Renoir's remake of Down and Out in Beverly Hills dispenses with the pulsing 80s soundtrack and bawdy shenanigans in favor of a more charming and lighthearded indictment of bourgeois vacuity. Michel Simon may not have spent five weeks living as a homeless person to prepare for the role (as Nick Nolte did, though in retrospect this seems like it was probably just an excuse to spend five weeks huffing Dran-O and not bathing), but he delivers a hilariously unpeggable performance somewhere between Chaplin's oversensitive Tramp and Jason Lee's bellowing blowhard from Mallrats.

Simon plays Boudu, a derelict either devoid of calculation or purely subversive to the core, who attempts suicide when his dog runs off; Boudu is rescued by well-meaning bookseller Lestingois (Charles Granval, also delightful), who takes him in to his comfortable home, much to the chagrin of his wife (Marcelle Hainia) and maid/mistress (Sévérine Lerczinska). Boudu proceeds to wreak havoc on the petty routines and concerns of the family, complaining about every luxury afforded him and making passes at pretty much everyone he encounters, Granval included.

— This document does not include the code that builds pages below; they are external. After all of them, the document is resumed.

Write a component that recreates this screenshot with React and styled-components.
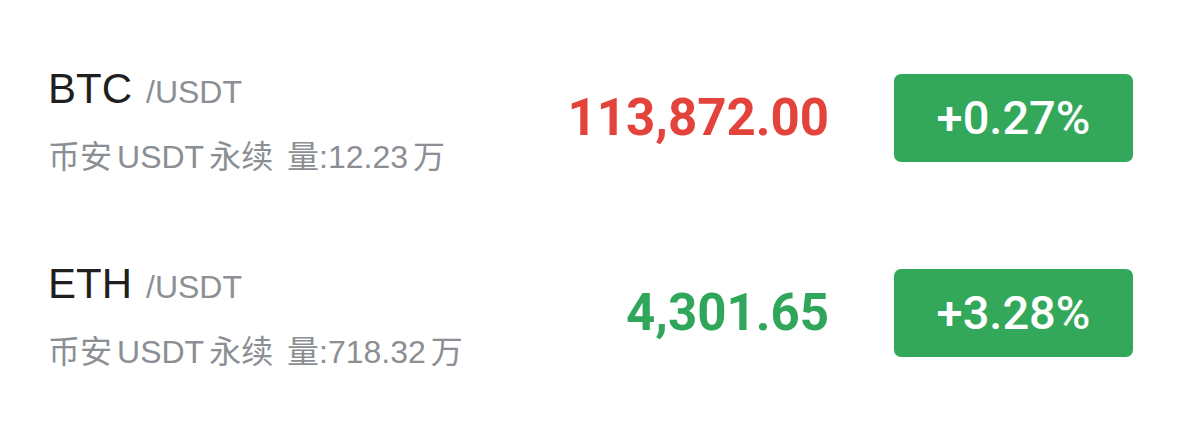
import React from "react";
import styled, { createGlobalStyle } from "styled-components";

const Global = createGlobalStyle`
  html, body { margin: 0; padding: 0; background: #ffffff; }
  body { font-family: "Liberation Sans", "Noto Sans CJK SC", sans-serif; }
`;

const List = styled.div`
  display: flex;
  flex-direction: column;
  padding: 20px 46px 0 48px;
  width: 1179px;
  box-sizing: border-box;
`;

const Row = styled.div`
  display: flex;
  align-items: center;
  height: 195px;
`;

const Info = styled.div`
  flex: 1;
  display: flex;
  flex-direction: column;
  padding-top: 6px;
`;

const Title = styled.div`
  display: flex;
  align-items: baseline;
  line-height: 48px;
`;

const Symbol = styled.span`
  font-family: "Liberation Sans", Arial, sans-serif;
  font-size: 42px;
  color: #1f1f1f;
`;

const Quote = styled.span`
  font-family: "Liberation Sans", Arial, sans-serif;
  font-size: 32px;
  color: #8c8f94;
  margin-left: 14px;
`;

const Meta = styled.div`
  margin-top: 21px;
  font-family: "Liberation Sans", "Noto Sans CJK SC", sans-serif;
  font-size: 32px;
  line-height: 40px;
  color: #8b8e93;
  white-space: nowrap;
  word-spacing: 5px;
`;

const Latin = styled.span`
  margin: 0 ${(p) => p.$gap}px;
`;

const Price = styled.div`
  font-family: Roboto, "Liberation Sans", sans-serif;
  font-weight: 700;
  font-size: 51px;
  color: ${(p) => (p.$up ? "#2fa65a" : "#e4433b")};
  text-align: right;
`;

const Badge = styled.div`
  margin-left: 65px;
  width: 239px;
  height: 88px;
  border-radius: 7px;
  background: #34a85a;
  color: #ffffff;
  display: flex;
  align-items: center;
  justify-content: center;
  font-family: Roboto, "Liberation Sans", sans-serif;
  font-size: 47px;
  font-weight: 500;
`;

const rows = [
  { sym: "BTC", vol: "12.23", price: "113,872.00", up: false, change: "+0.27%" },
  { sym: "ETH", vol: "718.32", price: "4,301.65", up: true, change: "+3.28%" },
];

export default function App() {
  return (
    <>
      <Global />
      <List>
        {rows.map((r) => (
          <Row key={r.sym}>
            <Info>
              <Title>
                <Symbol>{r.sym}</Symbol>
                <Quote>/USDT</Quote>
              </Title>
              <Meta>
                币安<Latin $gap={5}>USDT</Latin>永续 量:{r.vol}
                <Latin $gap={5}>万</Latin>
              </Meta>
            </Info>
            <Price $up={r.up}>{r.price}</Price>
            <Badge>{r.change}</Badge>
          </Row>
        ))}
      </List>
    </>
  );
}
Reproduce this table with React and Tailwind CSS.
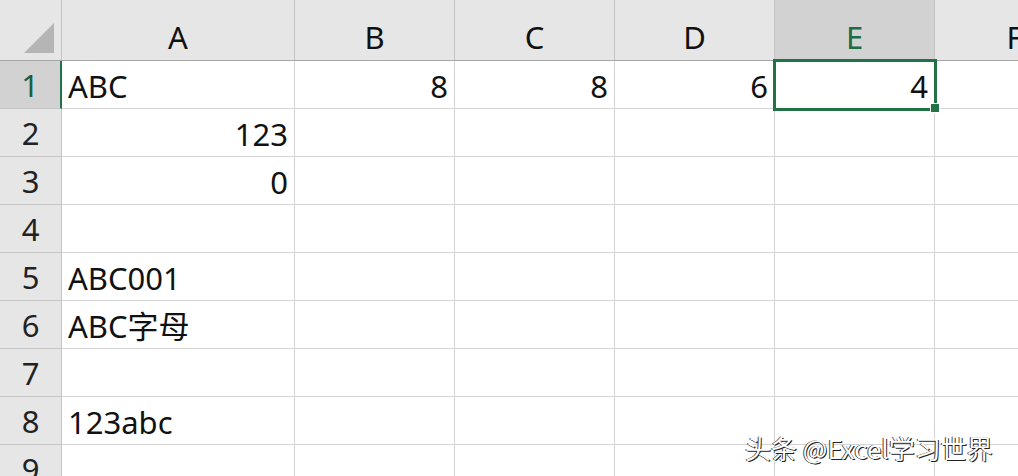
import React from 'react'

const cols = [
  { key: 'A', w: 'w-[233px]' },
  { key: 'B', w: 'w-[160px]' },
  { key: 'C', w: 'w-[160px]' },
  { key: 'D', w: 'w-[160px]' },
  { key: 'E', w: 'w-[160px]' },
  { key: 'F', w: 'w-[160px]' },
]

// cell values: [text, align]
const data = {
  1: { A: ['ABC', 'l'], B: ['8', 'r'], C: ['8', 'r'], D: ['6', 'r'], E: ['4', 'r'] },
  2: { A: ['123', 'r'] },
  3: { A: ['0', 'r'] },
  4: {},
  5: { A: ['ABC001', 'l'] },
  6: { A: ['ABC字母', 'l'] },
  7: {},
  8: { A: ['123abc', 'l'] },
  9: {},
}

const font = "font-['Noto_Sans','Noto_Sans_CJK_SC',sans-serif]"

export default function App() {
  return (
    <div className={`relative w-[1018px] h-[476px] overflow-hidden bg-white text-[#111] ${font}`}>
      {/* column headers */}
      <div className="flex h-[61px] bg-[#e6e6e6] border-b border-[#a6a6a6]">
        <div className="w-[62px] shrink-0 border-r border-[#c4c4c4] flex items-end justify-end pr-[7px] pb-[7px]">
          <svg width="30" height="30" viewBox="0 0 30 30">
            <polygon points="30,0 30,30 0,30" fill="#b5b5b5" />
          </svg>
        </div>
        {cols.map(c => (
          <div
            key={c.key}
            className={`${c.w} shrink-0 flex items-end justify-center pb-[2px] text-[31px] leading-[42px] border-r border-[#c4c4c4] ${
              c.key === 'E' ? 'bg-[#d2d2d2] text-[#1e6b45]' : ''
            }`}
          >
            {c.key}
          </div>
        ))}
      </div>

      {/* rows */}
      {Object.keys(data).map(r => {
        const row = data[r]
        const sel = r === '1'
        return (
          <div key={r} className="flex h-[48px]">
            <div
              className={`w-[62px] shrink-0 flex items-center justify-center text-[31px] pt-[2px] border-b ${
                sel
                  ? 'bg-[#d2d2d2] text-[#1e5e43] border-r-2 border-r-[#217346] border-b-[#c4c4c4]'
                  : 'bg-[#e6e6e6] text-[#222] border-r border-[#c4c4c4]'
              }`}
            >
              {r}
            </div>
            {cols.map(c => {
              const v = row[c.key]
              return (
                <div
                  key={c.key}
                  className={`${c.w} shrink-0 flex items-center px-[6px] pt-[4px] text-[31px] whitespace-nowrap border-r border-b border-[#d4d4d4] ${
                    v && v[1] === 'r' ? 'justify-end' : 'justify-start'
                  }`}
                >
                  {v ? v[0] : ''}
                </div>
              )
            })}
          </div>
        )
      })}

      {/* active cell E1 */}
      <div className="absolute left-[773px] top-[59px] w-[164px] h-[52px] border-[3px] border-[#217346]" />
      <div className="absolute left-[930px] top-[103px] w-[10px] h-[10px] bg-[#217346] border border-white" />

      {/* watermark */}
      <div className="absolute left-[745px] top-[430px] text-[26px] leading-[36px] text-white font-['Noto_Sans_CJK_SC',sans-serif] [text-shadow:1px_1px_0_#222,-1px_0_0_#444]">
        头条 @Excel学习世界
      </div>
    </div>
  )
}
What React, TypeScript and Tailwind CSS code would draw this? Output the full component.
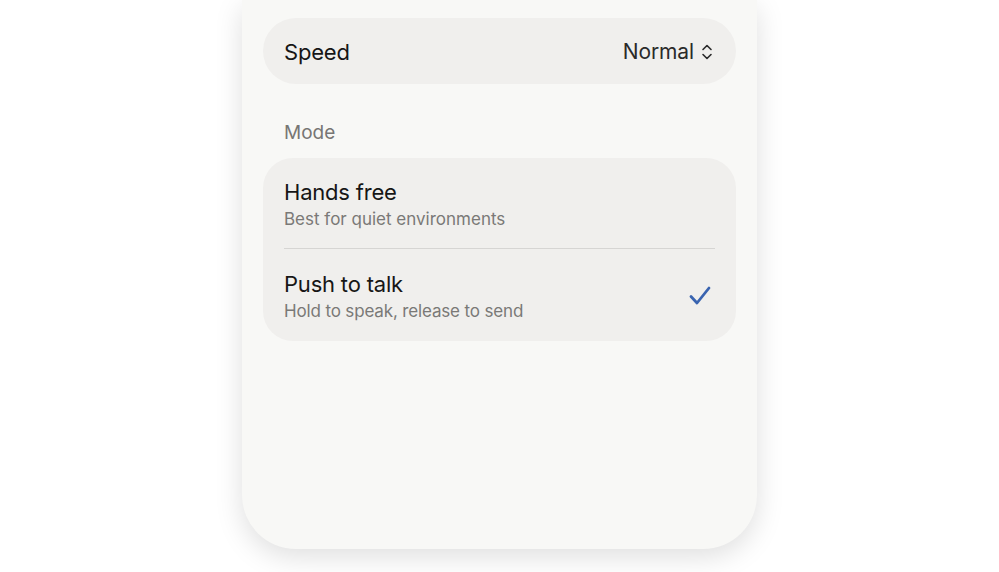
import React from "react";

export default function App() {
  return (
    <div className="w-[999px] h-[572px] bg-white overflow-hidden" style={{ fontFamily: "Inter, 'Noto Sans', sans-serif" }}>
      <div className="mx-auto w-[515px] h-[549px] bg-[#f8f8f6] rounded-b-[54px] shadow-[0_8px_28px_rgba(0,0,0,0.13)] px-[21px] pt-[18px]">
        <div className="h-[66px] rounded-full bg-[#f0efed] flex items-center justify-between pl-[21px] pr-[22px] pt-[2px]">
          <span className="text-[22px] text-[#161616] tracking-[-0.2px]">Speed</span>
          <div className="flex items-center gap-[6px]">
            <span className="text-[21px] text-[#2a2a2a] tracking-[-0.1px]">Normal</span>
            <svg width="14" height="20" viewBox="0 0 14 20" fill="none" stroke="#2a2a2a" strokeWidth="1.6" strokeLinecap="round" strokeLinejoin="round">
              <path d="M3 7.5 L7 3.5 L11 7.5" />
              <path d="M3 12.5 L7 16.5 L11 12.5" />
            </svg>
          </div>
        </div>

        <div className="mt-[37px] pl-[21px] h-[24px] flex items-center text-[19px] text-[#777674]">Mode</div>

        <div className="mt-[13px] rounded-[30px] bg-[#f0efed] px-[21px]">
          <div className="pt-[20px] pb-[18px] border-b border-[#d6d5d3]">
            <div className="text-[22px] leading-[28px] text-[#161616] tracking-[-0.2px]">Hands free</div>
            <div className="text-[17px] leading-[22px] text-[#7a7977] mt-[2px]">Best for quiet environments</div>
          </div>
          <div className="pt-[21px] pb-[19px] flex items-center justify-between">
            <div>
              <div className="text-[22px] leading-[28px] text-[#161616] tracking-[-0.2px]">Push to talk</div>
              <div className="text-[17px] leading-[22px] text-[#7a7977] mt-[2px] tracking-[-0.15px]">Hold to speak, release to send</div>
            </div>
            <svg width="26" height="26" viewBox="0 0 26 26" fill="none" stroke="#3a64b0" strokeWidth="2.8" strokeLinecap="round" strokeLinejoin="round" className="mr-[2px]">
              <path d="M4 13.5 L10 20 L22 5" />
            </svg>
          </div>
        </div>
      </div>
    </div>
  );
}
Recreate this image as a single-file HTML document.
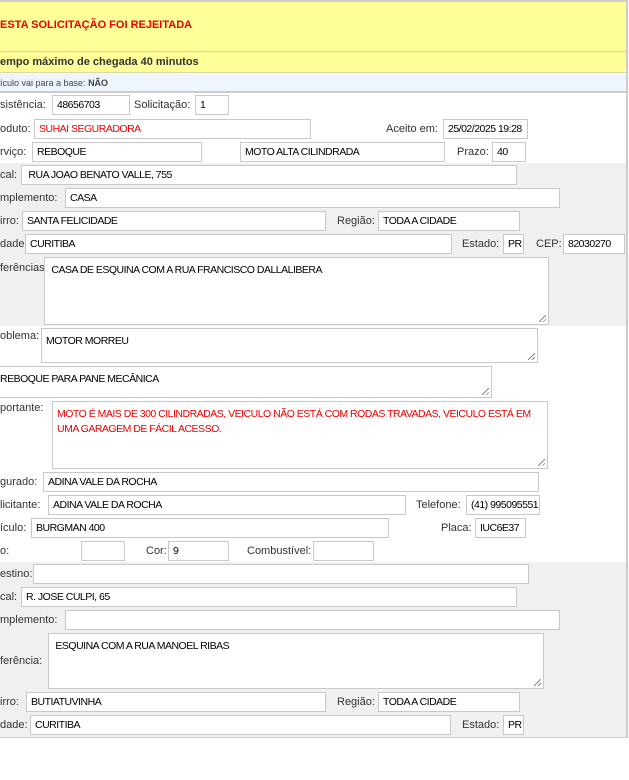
<!DOCTYPE html>
<html><head><meta charset="utf-8"><style>
*{box-sizing:border-box;margin:0;padding:0}
body{width:629px;height:780px;background:#fff;font-family:"Liberation Sans",Tahoma,sans-serif;font-size:11px;color:#222;position:relative;overflow:hidden}
.a{position:absolute}
.l{position:absolute;color:#333;white-space:nowrap;line-height:20px}
.i{position:absolute;border:1px solid #c8c8c8;background:#fff;height:20px;line-height:19px;padding-left:4px;white-space:nowrap;overflow:hidden;color:#000;font-size:10.5px;letter-spacing:-0.5px}
.t{position:absolute;border:1px solid #c8c8c8;background:#fff;padding:5px 4px;line-height:15px;color:#000;font-size:10.5px;letter-spacing:-0.5px}
.t:after{content:"";position:absolute;right:2px;bottom:2px;width:7px;height:7px;background:linear-gradient(135deg,transparent 45%,#888 45%,#888 55%,transparent 55%,transparent 75%,#888 75%,#888 85%,transparent 85%)}
.r{color:#e00}
</style></head><body>
<div class="a" style="left:0;top:0;width:628px;height:738px;border-top:2px solid #ccc;border-right:2px solid #ccc;border-bottom:1px solid #ccc"></div>
<div class="a" style="left:0;top:2px;width:626px;height:50px;background:#ffff99;border-bottom:1px solid #d8d8a0"></div>
<div class="a" style="left:0;top:19px;font-weight:bold;color:#e00;font-size:11px">ESTA SOLICITAÇÃO FOI REJEITADA</div>
<div class="a" style="left:0;top:52px;width:626px;height:21px;background:#ffff99;border-bottom:1px solid #d8d8a0"></div>
<div class="a" style="left:0;top:56px;font-weight:bold;color:#333">empo máximo de chegada 40 minutos</div>
<div class="a" style="left:0;top:74px;width:626px;height:19px;background:#eef5fd;border-bottom:2px solid #ccc"></div>
<div class="a" style="left:0;top:78px;font-size:9px;color:#444">ículo vai para a base: <b>NÃO</b></div>

<div class="a" style="left:0;top:163px;width:626px;height:163px;background:#f0f0f0"></div>
<div class="a" style="left:0;top:562px;width:626px;height:175px;background:#f0f0f0"></div>

<div class="l" style="left:0;top:95px">sistência:</div><div class="i" style="left:52px;top:95px;width:78px">48656703</div>
<div class="l" style="left:134px;top:95px">Solicitação:</div><div class="i" style="left:195px;top:95px;width:34px">1</div>
<div class="l" style="left:0;top:119px">oduto:</div><div class="i r" style="left:34px;top:119px;width:277px">SUHAI SEGURADORA</div>
<div class="l" style="left:386px;top:119px">Aceito em:</div><div class="i" style="left:443px;top:119px;width:85px">25/02/2025 19:28</div>
<div class="l" style="left:0;top:142px">rviço:</div><div class="i" style="left:32px;top:142px;width:170px">REBOQUE</div>
<div class="i" style="left:240px;top:142px;width:205px">MOTO ALTA CILINDRADA</div>
<div class="l" style="left:457px;top:142px">Prazo:</div><div class="i" style="left:492px;top:142px;width:34px">40</div>

<div class="l" style="left:0;top:165px">cal:</div><div class="i" style="left:21px;top:165px;width:496px">&nbsp;RUA JOAO BENATO VALLE, 755</div>
<div class="l" style="left:0;top:188px">mplemento:</div><div class="i" style="left:65px;top:188px;width:495px">CASA</div>
<div class="l" style="left:0;top:211px">irro:</div><div class="i" style="left:22px;top:211px;width:304px">SANTA FELICIDADE</div>
<div class="l" style="left:337px;top:211px">Região:</div><div class="i" style="left:378px;top:211px;width:142px">TODA A CIDADE</div>
<div class="l" style="left:0;top:234px">dade:</div><div class="i" style="left:25px;top:234px;width:427px">CURITIBA</div>
<div class="l" style="left:462px;top:234px">Estado:</div><div class="i" style="left:503px;top:234px;width:21px">PR</div>
<div class="l" style="left:536px;top:234px">CEP:</div><div class="i" style="left:563px;top:234px;width:62px">82030270</div>
<div class="l" style="left:0;top:258px">ferências:</div><div class="t" style="left:44px;top:257px;width:505px;height:68px">&nbsp;CASA DE ESQUINA COM A RUA FRANCISCO DALLALIBERA</div>

<div class="l" style="left:0;top:326px">oblema:</div><div class="t" style="left:41px;top:328px;width:497px;height:35px">MOTOR MORREU</div>
<div class="t" style="left:-5px;top:366px;width:497px;height:32px">REBOQUE PARA PANE MECÂNICA</div>
<div class="l" style="left:0;top:398px">portante:</div><div class="t r" style="left:52px;top:401px;width:496px;height:68px">MOTO É MAIS DE 300 CILINDRADAS, VEICULO NÃO ESTÁ COM RODAS TRAVADAS, VEICULO ESTÁ EM UMA GARAGEM DE FÁCIL ACESSO.</div>
<div class="l" style="left:0;top:472px">gurado:</div><div class="i" style="left:43px;top:472px;width:496px">ADINA VALE DA ROCHA</div>
<div class="l" style="left:0;top:495px">licitante:</div><div class="i" style="left:48px;top:495px;width:358px">ADINA VALE DA ROCHA</div>
<div class="l" style="left:416px;top:495px">Telefone:</div><div class="i" style="left:466px;top:495px;width:74px">(41) 995095551</div>
<div class="l" style="left:0;top:518px">ículo:</div><div class="i" style="left:31px;top:518px;width:358px">BURGMAN 400</div>
<div class="l" style="left:441px;top:518px">Placa:</div><div class="i" style="left:475px;top:518px;width:51px">IUC6E37</div>
<div class="l" style="left:0;top:541px">o:</div><div class="i" style="left:81px;top:541px;width:44px"></div>
<div class="l" style="left:146px;top:541px">Cor:</div><div class="i" style="left:168px;top:541px;width:61px">9</div>
<div class="l" style="left:247px;top:541px">Combustível:</div><div class="i" style="left:313px;top:541px;width:61px"></div>

<div class="l" style="left:0;top:564px">estino:</div><div class="i" style="left:33px;top:564px;width:496px"></div>
<div class="l" style="left:0;top:587px">cal:</div><div class="i" style="left:21px;top:587px;width:496px">R. JOSE CULPI, 65</div>
<div class="l" style="left:0;top:610px">mplemento:</div><div class="i" style="left:65px;top:610px;width:495px"></div>
<div class="l" style="left:0;top:651px">ferência:</div><div class="t" style="left:48px;top:633px;width:496px;height:56px">&nbsp;ESQUINA COM A RUA MANOEL RIBAS</div>
<div class="l" style="left:0;top:692px">irro:</div><div class="i" style="left:26px;top:692px;width:300px">BUTIATUVINHA</div>
<div class="l" style="left:337px;top:692px">Região:</div><div class="i" style="left:378px;top:692px;width:142px">TODA A CIDADE</div>
<div class="l" style="left:0;top:715px">dade:</div><div class="i" style="left:30px;top:715px;width:421px">CURITIBA</div>
<div class="l" style="left:462px;top:715px">Estado:</div><div class="i" style="left:503px;top:715px;width:21px">PR</div>
</body></html>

For an early talkie, Boudu is remarkably quick on its feet, creatively photographed, and unpredictably humorous, much of this thanks to Simon's genuinely weird performance, which makes the willful eccentricity of a Johnny Depp seem rigorously overmannered by comparison. Indeed, I began to wonder whether Renoir had cast an actual derelict in the role (like Nick Nolte). And while Boudu's message is certainly well-traveled, its delivery is wonderful, like an overtrod Nick Nolte joke spun afresh with the panache of a Bob Newhart.